Everyone is talking about viscosity and the drag on the oil pump. How about this.. Oil gets whipped up and fills with tiny air bubbles. Those air bubbles unlike oil are compressible. Take 50W oil for instance, the air bubbles will stay in suspension alot longer than in 30W oil. Now take the column of oil in a hydraulic lifter especially if you are running the plunger close to the top with .150" of oil. What happens at hi rpms? and strong spring pressures? COMPRESSION/COLLAPSE and loss of power. Lighter oil releases the air bubbles quicker. Now of you have a cheap lifter and the clearances are not built to close tolerances the oil will leak past the body and the plunger causing loss of lift and possible collapse. Thats when 40-50w oil is needed, just like loose bearing clearances. It depends on how your engine was built and the parts used as in the lifter case.
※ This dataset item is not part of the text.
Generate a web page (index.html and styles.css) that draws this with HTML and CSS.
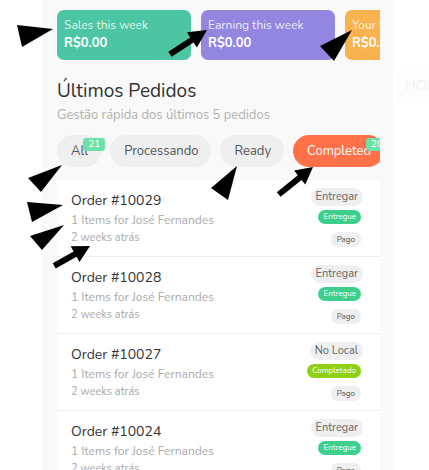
FILE: index.html
```html
<!DOCTYPE html>
<html lang="pt">
<head>
<meta charset="UTF-8" />
<meta name="viewport" content="width=device-width, initial-scale=1" />
<title>Últimos Pedidos</title>
<link rel="stylesheet" href="styles.css">
</head>
<body>
<div class="page">
  <div class="panel">
    <div class="cards">
      <div class="card green"><span class="card-label">Sales this week</span><span class="card-value">R$0.00</span></div>
      <div class="card purple"><span class="card-label">Earning this week</span><span class="card-value">R$0.00</span></div>
      <div class="card orange"><span class="card-label">Your balance</span><span class="card-value">R$0.00</span></div>
    </div>

    <h2 class="title">Últimos Pedidos</h2>
    <p class="subtitle">Gestão rápida dos últimos 5 pedidos</p>

    <div class="tabs">
      <div class="tab">All<span class="count">21</span></div>
      <div class="tab">Processando</div>
      <div class="tab">Ready</div>
      <div class="tab active">Completed<span class="count">20</span></div>
    </div>

    <div class="orders">
      <div class="order">
        <div class="info">
          <div class="order-id">Order #10029</div>
          <div class="order-items">1 Items for José Fernandes</div>
          <div class="order-date">2 weeks atrás</div>
        </div>
        <div class="tags">
          <span class="tag type">Entregar</span>
          <span class="tag small done">Entregue</span>
          <span class="tag small paid">Pago</span>
        </div>
      </div>
      <div class="order">
        <div class="info">
          <div class="order-id">Order #10028</div>
          <div class="order-items">1 Items for José Fernandes</div>
          <div class="order-date">2 weeks atrás</div>
        </div>
        <div class="tags">
          <span class="tag type">Entregar</span>
          <span class="tag small done">Entregue</span>
          <span class="tag small paid">Pago</span>
        </div>
      </div>
      <div class="order">
        <div class="info">
          <div class="order-id">Order #10027</div>
          <div class="order-items">1 Items for José Fernandes</div>
          <div class="order-date">2 weeks atrás</div>
        </div>
        <div class="tags">
          <span class="tag type">No Local</span>
          <span class="tag small complete">Completado</span>
          <span class="tag small paid">Pago</span>
        </div>
      </div>
      <div class="order">
        <div class="info">
          <div class="order-id">Order #10024</div>
          <div class="order-items">1 Items for José Fernandes</div>
          <div class="order-date">2 weeks atrás</div>
        </div>
        <div class="tags">
          <span class="tag type">Entregar</span>
          <span class="tag small done">Entregue</span>
          <span class="tag small paid">Pago</span>
        </div>
      </div>
    </div>
  </div>

  <div class="side">
    <div class="today">HOJE</div>
  </div>
</div>

<!-- mouse pointers over the screen -->
<svg class="pointers" width="429" height="470" viewBox="0 0 429 470">
  <polygon points="53,29 17,25 22,47" />
  <polygon points="207,30 187,32.3 190.2,37.4 168.3,51.7 171.6,56.7 193.5,42.4 196.9,47.5" />
  <polygon points="352,30 320,46 334,61" />
  <polygon points="62,165 28,178 41,192" />
  <polygon points="63,205 27,202 32,222" />
  <polygon points="64,225 30,236 42,250" />
  <polygon points="90,246 70.7,246.3 73.6,251.6 52.7,263.3 55.7,268.5 76.6,256.8 79.5,262.1" />
  <polygon points="237,166 211,188 228,200" />
  <polygon points="313,167 294.1,170.6 297.8,175.3 276.8,192.2 280.6,196.8 301.6,179.9 305.3,184.6" />
</svg>
</body>
</html>
```

FILE: styles.css
```css
body { margin: 0; background: #fff; font-family: "Nunito", Lato, "Open Sans", sans-serif; overflow: hidden; }
.page { display: flex; padding-left: 42px; height: 470px; }
.panel { width: 323px; flex-shrink: 0; background: #f9f9f9; padding: 10px 13px 0 15px; overflow: hidden; }

.cards { display: flex; gap: 10px; overflow: hidden; }
.card { flex: 0 0 134px; height: 50px; box-sizing: border-box; border-radius: 7px; padding: 8px 7px; color: #fff; display: flex; flex-direction: column; }
.card.green { background: #4cc6a2; }
.card.purple { background: #9386e0; }
.card.orange { background: #f8b24e; }
.card-label { font-size: 12px; line-height: 15px; color: rgba(255,255,255,0.85); white-space: nowrap; }
.card-value { font-size: 13px; line-height: 18px; font-weight: bold; margin-top: 1px; }

.title { font-size: 19px; line-height: 24px; font-weight: normal; color: #333; margin: 19px 0 0; }
.subtitle { font-size: 13px; line-height: 16px; color: #b2b2b2; margin: 4px 0 0; }

.tabs { display: flex; gap: 9px; margin-top: 12px; overflow: hidden; }
.tab { position: relative; flex-shrink: 0; height: 32px; line-height: 32px; padding: 0 13px 0 14px; border-radius: 16px; background: #efefef; color: #555; font-size: 13px; }
.tab.active { background: #ff7249; color: #fff; }
.count { position: absolute; top: 3px; right: -4px; background: #6fe0aa; color: #fff; font-size: 10px; line-height: 13px; padding: 0 5px; border-radius: 3px; }

.orders { margin-top: 13px; background: #fff; }
.order { display: flex; justify-content: space-between; align-items: flex-start; padding: 8px 17px 9px 14px; border-bottom: 1px solid #eeeeee; }
.info { padding-top: 4px; }
.order-id { font-size: 14px; line-height: 18px; color: #333; }
.order-items { font-size: 12px; line-height: 16px; color: #a9a9a9; margin-top: 2px; }
.order-date { font-size: 11px; line-height: 15px; color: #aaa; margin-top: 2px; }

.tags { display: flex; flex-direction: column; align-items: flex-end; }
.tag { border-radius: 9px; white-space: nowrap; }
.tag.type { font-size: 11px; line-height: 18px; padding: 0 5px; background: #efefef; color: #666; }
.tag.small { font-size: 8px; line-height: 14px; padding: 0 5px; margin-right: 2px; border-radius: 7px; }
.tag.done { background: #3ecf8e; color: #fff; margin-top: 4px; }
.tag.complete { background: #8fcf16; color: #fff; margin-top: 4px; }
.tag.paid { background: #efefef; color: #555; margin-top: 8px; line-height: 15px; padding: 0 6px; }

.side { flex: 1; }
.today { margin: 70px 0 0 2px; height: 32px; line-height: 32px; padding-left: 10px; background: #fdfdfd; color: #f3f3f3; font-size: 14px; }

.pointers { position: absolute; top: 0; left: 0; pointer-events: none; }
.pointers polygon { fill: #000; }
```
I know this is just usless information to most but is something to think about for some.
I run 175lbs. on the seat and 450lbs on the nose of my hydraulic cam. Oil recommendation for my lifters is 30w and I run them down pretty low so there is not alot of oil in the body. This is they way I like to run my engine and it has good power right to the intended rpm limit and beyond.
Run the lightest oil your engine needs and NO more-- whatever that my be.
warning___this is just my opinion not intended to knock anyone's theory of fact, for added conversation........ and it is not baseless.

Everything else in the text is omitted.